In general, policies may be stochastic, specifying probabilities for each action.
A reward signal
A reward signal defines the goal of a reinforcement learning problem. On each time step, the environment sends to the reinforcement learning agent at single number called the reward. The agent’s sole objective is to maximize the total reward it receives over the long run. The reward signal thus defines what are the good and bad events for the agent. The reward signal is the primary basis for altering the policy; if an action selected by the policy is followed by low reward, then the policy may be changed to select some other action in that situation in the future.
In general, reward signals may be stochastic functions of the state of the environment and the actions taken.
A value function
The value of a state is the total amount of reward an agent can expect to accumulate over the future, starting from that states, values indicate the long-term desirability of states after taking into account the states that are likely to follow and the rewards available in those states. Whereas reward determine the immediate, intrinsic desirability of states after taking into account the states that are likely to follow and the rewards available in those states. To make a human analogy, rewards are somewhat like pleasure (if high) and pain (if low), whereas values correspond to a more refined and farsighted judgement of how pleased or displeased we are that our environment is in a particular state.

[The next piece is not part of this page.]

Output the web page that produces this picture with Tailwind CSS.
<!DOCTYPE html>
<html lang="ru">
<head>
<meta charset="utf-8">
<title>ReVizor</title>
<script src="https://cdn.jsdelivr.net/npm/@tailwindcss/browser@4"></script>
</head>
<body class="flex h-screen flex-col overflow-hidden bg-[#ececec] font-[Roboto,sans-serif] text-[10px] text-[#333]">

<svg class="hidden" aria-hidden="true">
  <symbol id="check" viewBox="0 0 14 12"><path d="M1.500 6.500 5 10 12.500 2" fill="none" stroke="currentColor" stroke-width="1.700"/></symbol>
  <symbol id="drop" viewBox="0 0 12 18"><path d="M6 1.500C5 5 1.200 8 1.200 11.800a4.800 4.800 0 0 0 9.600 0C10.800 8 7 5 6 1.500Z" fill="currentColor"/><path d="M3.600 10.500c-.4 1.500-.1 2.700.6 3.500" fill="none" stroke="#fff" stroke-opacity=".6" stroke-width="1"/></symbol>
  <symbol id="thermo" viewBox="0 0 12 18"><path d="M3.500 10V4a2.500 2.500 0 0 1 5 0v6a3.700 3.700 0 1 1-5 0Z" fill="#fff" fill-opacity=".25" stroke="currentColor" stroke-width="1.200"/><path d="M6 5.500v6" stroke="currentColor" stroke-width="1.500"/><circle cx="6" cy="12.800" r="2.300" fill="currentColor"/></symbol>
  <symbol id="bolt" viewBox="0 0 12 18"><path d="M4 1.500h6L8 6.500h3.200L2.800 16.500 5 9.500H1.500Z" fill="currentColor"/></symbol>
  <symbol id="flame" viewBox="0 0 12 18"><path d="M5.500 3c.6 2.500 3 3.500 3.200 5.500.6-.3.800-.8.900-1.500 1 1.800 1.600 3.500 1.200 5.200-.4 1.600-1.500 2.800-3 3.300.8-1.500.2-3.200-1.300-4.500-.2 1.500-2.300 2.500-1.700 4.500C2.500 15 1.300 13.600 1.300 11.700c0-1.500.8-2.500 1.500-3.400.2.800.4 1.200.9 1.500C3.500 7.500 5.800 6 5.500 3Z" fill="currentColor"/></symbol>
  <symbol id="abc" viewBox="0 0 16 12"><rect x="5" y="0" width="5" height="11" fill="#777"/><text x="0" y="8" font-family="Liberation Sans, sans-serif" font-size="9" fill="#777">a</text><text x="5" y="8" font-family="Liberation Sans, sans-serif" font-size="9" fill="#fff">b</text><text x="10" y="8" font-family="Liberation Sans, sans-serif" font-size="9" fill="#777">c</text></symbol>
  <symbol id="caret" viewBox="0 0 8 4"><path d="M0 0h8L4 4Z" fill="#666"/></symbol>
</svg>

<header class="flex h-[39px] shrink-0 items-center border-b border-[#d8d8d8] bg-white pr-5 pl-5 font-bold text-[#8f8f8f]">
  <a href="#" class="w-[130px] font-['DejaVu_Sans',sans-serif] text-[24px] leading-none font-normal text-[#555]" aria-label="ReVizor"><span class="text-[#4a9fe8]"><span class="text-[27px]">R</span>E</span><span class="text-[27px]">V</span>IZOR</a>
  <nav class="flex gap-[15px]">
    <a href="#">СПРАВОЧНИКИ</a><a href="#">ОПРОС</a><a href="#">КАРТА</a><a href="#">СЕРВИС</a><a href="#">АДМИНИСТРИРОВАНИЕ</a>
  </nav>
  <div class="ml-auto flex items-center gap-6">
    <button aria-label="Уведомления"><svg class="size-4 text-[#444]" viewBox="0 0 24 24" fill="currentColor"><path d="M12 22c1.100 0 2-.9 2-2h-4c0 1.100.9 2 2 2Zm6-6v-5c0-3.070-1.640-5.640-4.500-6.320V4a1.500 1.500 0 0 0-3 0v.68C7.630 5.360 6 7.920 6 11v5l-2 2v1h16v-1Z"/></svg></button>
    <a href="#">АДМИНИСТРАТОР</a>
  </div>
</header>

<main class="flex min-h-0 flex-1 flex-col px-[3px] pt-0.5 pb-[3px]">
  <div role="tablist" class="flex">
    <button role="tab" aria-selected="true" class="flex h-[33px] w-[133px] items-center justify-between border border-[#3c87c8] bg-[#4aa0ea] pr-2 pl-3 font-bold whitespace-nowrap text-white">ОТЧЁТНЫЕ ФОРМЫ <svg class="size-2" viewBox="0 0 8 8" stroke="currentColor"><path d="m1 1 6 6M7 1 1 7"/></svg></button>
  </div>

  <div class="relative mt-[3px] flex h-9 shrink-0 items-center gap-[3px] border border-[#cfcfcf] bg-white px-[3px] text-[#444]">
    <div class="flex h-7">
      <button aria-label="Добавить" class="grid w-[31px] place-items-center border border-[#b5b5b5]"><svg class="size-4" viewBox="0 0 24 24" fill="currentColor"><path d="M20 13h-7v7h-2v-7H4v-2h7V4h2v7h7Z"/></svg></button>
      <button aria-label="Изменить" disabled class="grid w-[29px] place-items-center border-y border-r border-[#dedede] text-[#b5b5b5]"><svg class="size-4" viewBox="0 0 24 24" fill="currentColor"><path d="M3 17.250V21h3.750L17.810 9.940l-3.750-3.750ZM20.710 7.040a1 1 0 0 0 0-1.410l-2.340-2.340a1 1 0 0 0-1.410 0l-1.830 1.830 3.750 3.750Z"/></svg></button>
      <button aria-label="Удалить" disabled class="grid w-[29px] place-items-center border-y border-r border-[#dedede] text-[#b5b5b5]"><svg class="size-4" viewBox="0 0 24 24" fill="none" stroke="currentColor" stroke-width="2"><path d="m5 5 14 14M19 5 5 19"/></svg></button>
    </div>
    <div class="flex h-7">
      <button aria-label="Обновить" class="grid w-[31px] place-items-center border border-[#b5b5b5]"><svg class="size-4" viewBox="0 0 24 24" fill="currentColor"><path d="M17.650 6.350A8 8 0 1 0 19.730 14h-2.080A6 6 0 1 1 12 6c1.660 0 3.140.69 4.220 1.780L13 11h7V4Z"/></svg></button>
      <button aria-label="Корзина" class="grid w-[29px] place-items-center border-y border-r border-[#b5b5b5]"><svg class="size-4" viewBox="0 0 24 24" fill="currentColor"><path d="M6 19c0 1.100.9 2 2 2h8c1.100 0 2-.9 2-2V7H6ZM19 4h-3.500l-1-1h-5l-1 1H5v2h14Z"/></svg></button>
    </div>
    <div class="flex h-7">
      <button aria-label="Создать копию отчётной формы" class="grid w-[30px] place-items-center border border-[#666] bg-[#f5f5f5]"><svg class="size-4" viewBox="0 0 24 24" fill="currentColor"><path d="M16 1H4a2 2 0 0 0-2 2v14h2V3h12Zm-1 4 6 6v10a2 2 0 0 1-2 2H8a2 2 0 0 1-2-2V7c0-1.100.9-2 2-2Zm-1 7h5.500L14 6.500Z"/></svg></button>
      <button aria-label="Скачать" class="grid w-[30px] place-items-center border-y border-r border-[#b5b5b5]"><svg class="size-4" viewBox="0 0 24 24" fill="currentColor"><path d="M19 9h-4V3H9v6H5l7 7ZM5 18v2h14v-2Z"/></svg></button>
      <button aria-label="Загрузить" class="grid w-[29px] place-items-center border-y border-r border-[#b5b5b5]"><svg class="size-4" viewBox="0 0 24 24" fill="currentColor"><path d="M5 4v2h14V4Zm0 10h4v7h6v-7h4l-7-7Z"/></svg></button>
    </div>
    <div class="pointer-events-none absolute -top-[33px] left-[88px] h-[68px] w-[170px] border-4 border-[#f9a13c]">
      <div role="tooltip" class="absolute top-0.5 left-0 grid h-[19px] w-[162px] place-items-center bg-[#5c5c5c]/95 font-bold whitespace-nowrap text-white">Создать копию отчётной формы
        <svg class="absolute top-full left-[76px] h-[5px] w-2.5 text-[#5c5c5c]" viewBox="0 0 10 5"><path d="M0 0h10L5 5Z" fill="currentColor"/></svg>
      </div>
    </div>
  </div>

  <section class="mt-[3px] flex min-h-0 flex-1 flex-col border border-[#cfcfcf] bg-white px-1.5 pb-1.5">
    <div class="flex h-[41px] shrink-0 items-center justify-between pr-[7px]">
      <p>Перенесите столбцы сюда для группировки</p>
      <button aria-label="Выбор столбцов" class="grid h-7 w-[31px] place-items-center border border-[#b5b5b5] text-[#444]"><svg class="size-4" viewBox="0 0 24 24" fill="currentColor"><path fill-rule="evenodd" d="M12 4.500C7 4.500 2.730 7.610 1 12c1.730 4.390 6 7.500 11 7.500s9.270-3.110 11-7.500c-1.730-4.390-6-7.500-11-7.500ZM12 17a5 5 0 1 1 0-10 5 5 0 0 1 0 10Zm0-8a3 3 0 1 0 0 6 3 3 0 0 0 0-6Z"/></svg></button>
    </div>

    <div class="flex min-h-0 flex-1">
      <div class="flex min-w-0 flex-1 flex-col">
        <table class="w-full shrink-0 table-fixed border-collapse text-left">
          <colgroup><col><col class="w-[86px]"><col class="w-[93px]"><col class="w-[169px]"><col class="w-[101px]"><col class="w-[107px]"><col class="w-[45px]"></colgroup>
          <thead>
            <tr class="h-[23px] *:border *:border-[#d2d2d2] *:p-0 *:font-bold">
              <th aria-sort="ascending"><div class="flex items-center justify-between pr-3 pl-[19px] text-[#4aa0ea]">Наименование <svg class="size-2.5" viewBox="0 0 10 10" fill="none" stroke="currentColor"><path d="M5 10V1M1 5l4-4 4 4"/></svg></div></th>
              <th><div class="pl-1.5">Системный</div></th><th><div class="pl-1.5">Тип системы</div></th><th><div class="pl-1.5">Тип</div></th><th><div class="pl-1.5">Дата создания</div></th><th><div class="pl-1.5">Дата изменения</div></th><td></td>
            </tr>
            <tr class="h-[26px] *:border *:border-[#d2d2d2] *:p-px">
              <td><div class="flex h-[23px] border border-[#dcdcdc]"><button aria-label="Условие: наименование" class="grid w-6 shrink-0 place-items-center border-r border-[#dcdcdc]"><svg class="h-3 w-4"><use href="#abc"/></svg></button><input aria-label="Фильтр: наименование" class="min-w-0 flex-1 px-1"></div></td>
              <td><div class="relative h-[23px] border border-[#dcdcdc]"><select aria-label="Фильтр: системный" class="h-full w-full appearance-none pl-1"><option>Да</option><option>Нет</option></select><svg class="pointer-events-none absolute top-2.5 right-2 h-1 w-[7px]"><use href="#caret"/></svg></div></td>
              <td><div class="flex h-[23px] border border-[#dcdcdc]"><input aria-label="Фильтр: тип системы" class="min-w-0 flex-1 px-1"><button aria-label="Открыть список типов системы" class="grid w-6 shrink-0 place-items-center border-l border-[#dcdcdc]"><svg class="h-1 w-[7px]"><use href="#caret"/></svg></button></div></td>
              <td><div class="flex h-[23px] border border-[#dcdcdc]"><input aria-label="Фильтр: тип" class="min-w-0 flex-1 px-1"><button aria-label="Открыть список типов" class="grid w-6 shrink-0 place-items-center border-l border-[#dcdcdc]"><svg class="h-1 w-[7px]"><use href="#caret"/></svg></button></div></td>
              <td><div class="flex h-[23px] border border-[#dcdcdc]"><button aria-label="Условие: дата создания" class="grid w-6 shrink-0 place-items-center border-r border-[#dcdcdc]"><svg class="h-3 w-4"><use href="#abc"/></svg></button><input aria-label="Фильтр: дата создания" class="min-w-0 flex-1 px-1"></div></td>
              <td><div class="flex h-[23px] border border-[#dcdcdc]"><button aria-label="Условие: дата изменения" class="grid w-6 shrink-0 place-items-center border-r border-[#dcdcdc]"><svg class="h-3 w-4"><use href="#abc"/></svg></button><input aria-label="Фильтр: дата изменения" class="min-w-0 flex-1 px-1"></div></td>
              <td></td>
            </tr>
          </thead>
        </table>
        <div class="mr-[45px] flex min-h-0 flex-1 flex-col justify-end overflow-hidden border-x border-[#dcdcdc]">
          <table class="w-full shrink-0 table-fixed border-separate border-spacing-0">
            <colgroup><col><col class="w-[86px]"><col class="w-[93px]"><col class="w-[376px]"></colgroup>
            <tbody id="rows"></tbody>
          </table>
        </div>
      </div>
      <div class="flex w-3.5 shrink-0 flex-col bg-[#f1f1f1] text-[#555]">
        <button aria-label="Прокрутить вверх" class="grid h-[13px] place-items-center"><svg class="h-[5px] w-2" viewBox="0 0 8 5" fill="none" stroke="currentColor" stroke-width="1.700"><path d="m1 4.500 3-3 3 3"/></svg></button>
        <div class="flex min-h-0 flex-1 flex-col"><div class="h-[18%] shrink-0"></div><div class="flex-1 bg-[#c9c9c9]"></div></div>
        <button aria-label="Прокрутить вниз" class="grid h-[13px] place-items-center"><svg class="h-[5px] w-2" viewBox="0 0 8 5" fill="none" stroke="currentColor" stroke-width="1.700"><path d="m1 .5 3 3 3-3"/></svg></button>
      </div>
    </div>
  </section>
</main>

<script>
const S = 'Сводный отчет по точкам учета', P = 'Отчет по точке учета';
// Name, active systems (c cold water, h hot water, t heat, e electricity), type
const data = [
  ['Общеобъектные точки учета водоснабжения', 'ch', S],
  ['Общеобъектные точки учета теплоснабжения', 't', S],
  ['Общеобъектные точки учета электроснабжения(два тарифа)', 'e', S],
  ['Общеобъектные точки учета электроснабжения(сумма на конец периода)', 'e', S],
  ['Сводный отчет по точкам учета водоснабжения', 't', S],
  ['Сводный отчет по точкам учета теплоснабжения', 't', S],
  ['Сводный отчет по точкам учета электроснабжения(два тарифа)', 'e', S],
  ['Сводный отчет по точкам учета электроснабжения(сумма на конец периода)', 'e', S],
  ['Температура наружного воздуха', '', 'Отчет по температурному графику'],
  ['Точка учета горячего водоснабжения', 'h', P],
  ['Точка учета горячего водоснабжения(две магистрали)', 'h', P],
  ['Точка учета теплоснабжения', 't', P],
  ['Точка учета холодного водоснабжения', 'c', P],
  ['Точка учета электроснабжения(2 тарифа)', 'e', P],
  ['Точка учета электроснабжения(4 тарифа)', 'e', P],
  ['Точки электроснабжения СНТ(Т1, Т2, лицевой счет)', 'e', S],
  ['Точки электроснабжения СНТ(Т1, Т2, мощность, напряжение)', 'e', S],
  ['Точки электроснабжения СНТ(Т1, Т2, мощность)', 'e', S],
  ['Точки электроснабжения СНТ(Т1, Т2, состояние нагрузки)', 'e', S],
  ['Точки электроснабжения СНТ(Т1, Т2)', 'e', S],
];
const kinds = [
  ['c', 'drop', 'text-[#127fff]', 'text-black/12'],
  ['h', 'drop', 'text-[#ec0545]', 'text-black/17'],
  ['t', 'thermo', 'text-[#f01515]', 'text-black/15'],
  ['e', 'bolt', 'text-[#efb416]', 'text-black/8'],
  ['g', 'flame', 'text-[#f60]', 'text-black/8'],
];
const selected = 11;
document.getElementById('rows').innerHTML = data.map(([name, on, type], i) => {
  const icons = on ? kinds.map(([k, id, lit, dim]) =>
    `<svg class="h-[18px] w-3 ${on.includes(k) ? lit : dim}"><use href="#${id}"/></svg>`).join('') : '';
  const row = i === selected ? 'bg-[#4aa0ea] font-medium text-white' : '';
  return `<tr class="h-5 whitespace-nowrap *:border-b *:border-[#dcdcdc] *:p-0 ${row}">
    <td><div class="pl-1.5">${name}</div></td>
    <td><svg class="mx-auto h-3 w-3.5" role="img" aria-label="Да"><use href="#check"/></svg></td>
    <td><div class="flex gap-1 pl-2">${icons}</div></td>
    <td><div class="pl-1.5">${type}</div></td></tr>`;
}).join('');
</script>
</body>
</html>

A model of the environment
It can mimics the behavior of the environment, or more generally, that allows inferences to be made about how the environment will behave.
Model-based methods: Methods for solving reinforcement learning problems that use models and planning.

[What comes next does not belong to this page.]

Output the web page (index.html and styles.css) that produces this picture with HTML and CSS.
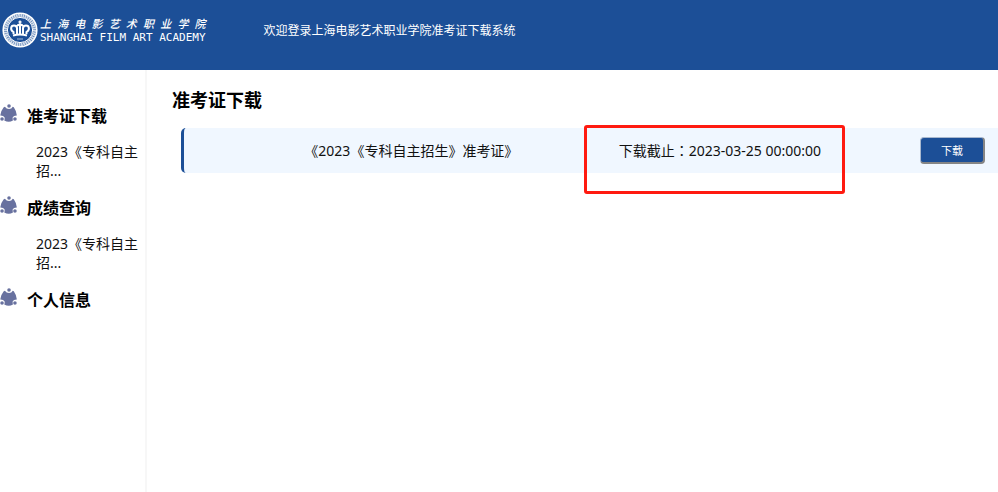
FILE: index.html
```html
<!DOCTYPE html>
<html lang="zh-CN">
<head>
    <meta charset="UTF-8">
    <meta name="viewport" content="width=device-width, initial-scale=1.0">
    <title>准考证下载</title>
    <link rel="stylesheet" href="styles.css">
</head>
<body>
    <svg class="sprite" aria-hidden="true">
        <symbol id="people" viewBox="0 0 16 17">
            <circle cx="8.5" cy="1.9" r="1.7"/>
            <circle cx="1.9" cy="14.2" r="1.7"/>
            <circle cx="14.1" cy="14.2" r="1.7"/>
            <path d="M4.6 2.6Q6 4.800 8.500 4.800Q11 4.800 12 2.600L13 3Q15 5.500 15.900 10.800Q12.800 10.700 12 12.600Q11.800 14 12.200 15.600Q8.300 18 4 15.600Q4.600 13.800 4.200 12.600Q3.300 10.700 .2 10.800Q1.200 5.500 3.500 3Z"/>
        </symbol>
    </svg>

    <header class="header">
        <div class="logo">
            <svg class="emblem" viewBox="0 0 36 36" fill="none" stroke="#fff">
                <circle cx="18" cy="18" r="16.8" stroke-width="1.6"/>
                <circle cx="18" cy="18" r="14.5" stroke-width="3.4" stroke-dasharray="1.8 .4" opacity=".8"/>
                <circle cx="18" cy="18" r="12.6" stroke-width="1"/>
                <path d="M11.500 22V20C8 18 8.500 13.500 12 13.500Q14.500 13.500 15 16V22M24.500 22V20C28 18 27.500 13.500 24 13.500Q21.500 13.500 21 16V22M14.500 14.500Q16 12.500 18 12.500Q20 12.500 21.500 14.500M18 12V22" stroke-width="2"/>
                <path d="M11 23.500Q18 21.500 25 23.500" stroke-width="2.200"/>
                <path d="M18 8.500V12M16.500 10H19.500" stroke-width="1.400"/>
                <path d="M15 27H21" stroke-width="1" opacity=".6"/>
            </svg>
            <div class="logo-text">
                <div class="logo-cn">
                    <span>上</span><span>海</span><span>电</span><span>影</span><span>艺</span><span>术</span><span>职</span><span>业</span><span>学</span><span>院</span>
                </div>
                <div class="logo-en">SHANGHAI FILM ART ACADEMY</div>
            </div>
        </div>
        <div class="welcome">欢迎登录上海电影艺术职业学院准考证下载系统</div>
    </header>

    <div class="container">
        <nav class="sidebar">
            <div class="menu">
                <a class="menu-title" href="#ticket"><svg class="icon"><use href="#people"/></svg>准考证下载</a>
                <a class="menu-item" href="#ticket">2023《专科自主招...</a>
            </div>
            <div class="menu">
                <a class="menu-title" href="#score"><svg class="icon"><use href="#people"/></svg>成绩查询</a>
                <a class="menu-item" href="#score">2023《专科自主招...</a>
            </div>
            <div class="menu">
                <a class="menu-title" href="#info"><svg class="icon"><use href="#people"/></svg>个人信息</a>
            </div>
        </nav>

        <main class="content" id="ticket">
            <h1>准考证下载</h1>
            <div class="ticket">
                <div class="ticket-name">《2023《专科自主招生》准考证》</div>
                <div class="deadline">下载截止<span class="colon" lang="zh-TW">：</span>2023-03-25 00:00:00</div>
                <button class="download" type="button">下载</button>
            </div>
        </main>
    </div>
</body>
</html>
```

FILE: styles.css
```css
:root {
    --blue: #1c4f97;
    --row-bg: #f0f7ff;
    --icon: #68719f;
}

* {
    box-sizing: border-box;
}

body {
    margin: 0;
    min-height: 100vh;
    display: flex;
    flex-direction: column;
    background: #fff;
    color: #111;
    font-family: "Noto Sans", "Noto Sans CJK SC", sans-serif;
    font-size: 14px;
}

a {
    color: inherit;
    text-decoration: none;
}

.sprite {
    display: none;
}

.header {
    display: flex;
    align-items: flex-start;
    gap: 58px;
    height: 70px;
    padding: 12px 2px;
    background: var(--blue);
    color: #fff;
}

.logo {
    display: flex;
    gap: 2px;
}

.emblem {
    width: 36px;
    height: 36px;
}

.logo-text {
    padding-top: 3px;
}

.logo-cn {
    display: flex;
    justify-content: space-between;
    font-family: "Noto Sans CJK SC", sans-serif;
    font-size: 11px;
    font-style: italic;
    font-weight: 500;
    line-height: 16px;
}

.logo-en {
    font-family: "DejaVu Sans Mono", monospace;
    font-size: 11px;
    line-height: 13px;
    white-space: nowrap;
}

.welcome {
    padding-top: 10px;
    font-size: 12px;
    line-height: 18px;
}

.container {
    flex: 1;
    display: flex;
}

.sidebar {
    flex: 0 0 147px;
    padding-top: 34px;
    border-right: 2px solid #f7f7f7;
}

.menu {
    margin-bottom: 16px;
}

.menu-title {
    display: flex;
    align-items: flex-start;
    gap: 10px;
    color: #000;
    font-size: 16px;
    font-weight: bold;
    line-height: 25px;
}

.icon {
    width: 17px;
    height: 18px;
    fill: var(--icon);
}

.menu-item {
    display: block;
    margin-top: 13px;
    padding: 0 4px 0 36px;
    line-height: 19px;
    word-break: break-all;
}

.content {
    flex: 1;
    padding: 18px 0 0 25px;
}

h1 {
    margin: 0 0 16px;
    color: #000;
    font-size: 18px;
    line-height: 24px;
}

.ticket {
    display: flex;
    align-items: center;
    margin-left: 9px;
    padding: 0 13px 0 55px;
    background: var(--row-bg);
    border-left: 3px solid var(--blue);
    border-radius: 5px 0 0 5px;
    line-height: 45px;
}

.ticket-name {
    flex: 1;
    text-align: center;
}

.deadline {
    position: relative;
    padding: 0 24px 0 35px;
    margin-right: 75px;
    white-space: nowrap;
}

.colon {
    font-family: "Noto Sans CJK TC", sans-serif;
}

.deadline::after {
    content: "";
    position: absolute;
    inset: -3px 0 -21px;
    border: 3px solid #ff1a10;
    border-radius: 3px;
}

.download {
    width: 65px;
    height: 27px;
    padding: 0;
    border: 2px solid;
    border-color: #a9b9cf #858585 #858585 #a9b9cf;
    border-width: 1px 2px 2px 1px;
    border-radius: 4px;
    background: var(--blue);
    color: #fff;
    font-family: inherit;
    font-size: 11px;
    cursor: pointer;
}
```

Modern reinforcement learning spans the spectrum from low-level, trial-and-error learning to high-level, deliberative planning.
Some key features of reinforcement learning methods:
1. There is the emphasis on learning while interacting with an environment.
2. There is a clear goal, and correct behavior requires planning for foresight that takes into account delayed effects of one’s choices.
Reinforcement learning is a computational approach to understanding and automating goal-directed learning and decision making. It is distinguished from other computational approaches by its emphasis on learning by an agent from direct interaction with its environment, without requiring exemplary supervision or complete models of the environment.
Reinforcement learning uses the formal framework of Markov decision processes to define the interaction between a learning agent and its environment in terms of states, actions, and rewards. This framework is intended to be a simple way of representing essential features of the artificial intelligence problem. These features include a sense of cause and effect, a sense of uncertainty and nondeterminism, and the existence of explicit goals.
References
- Sutton, R. S., & Barto, A. G. (2018). Reinforcement learning: An introduction (2nd ed.).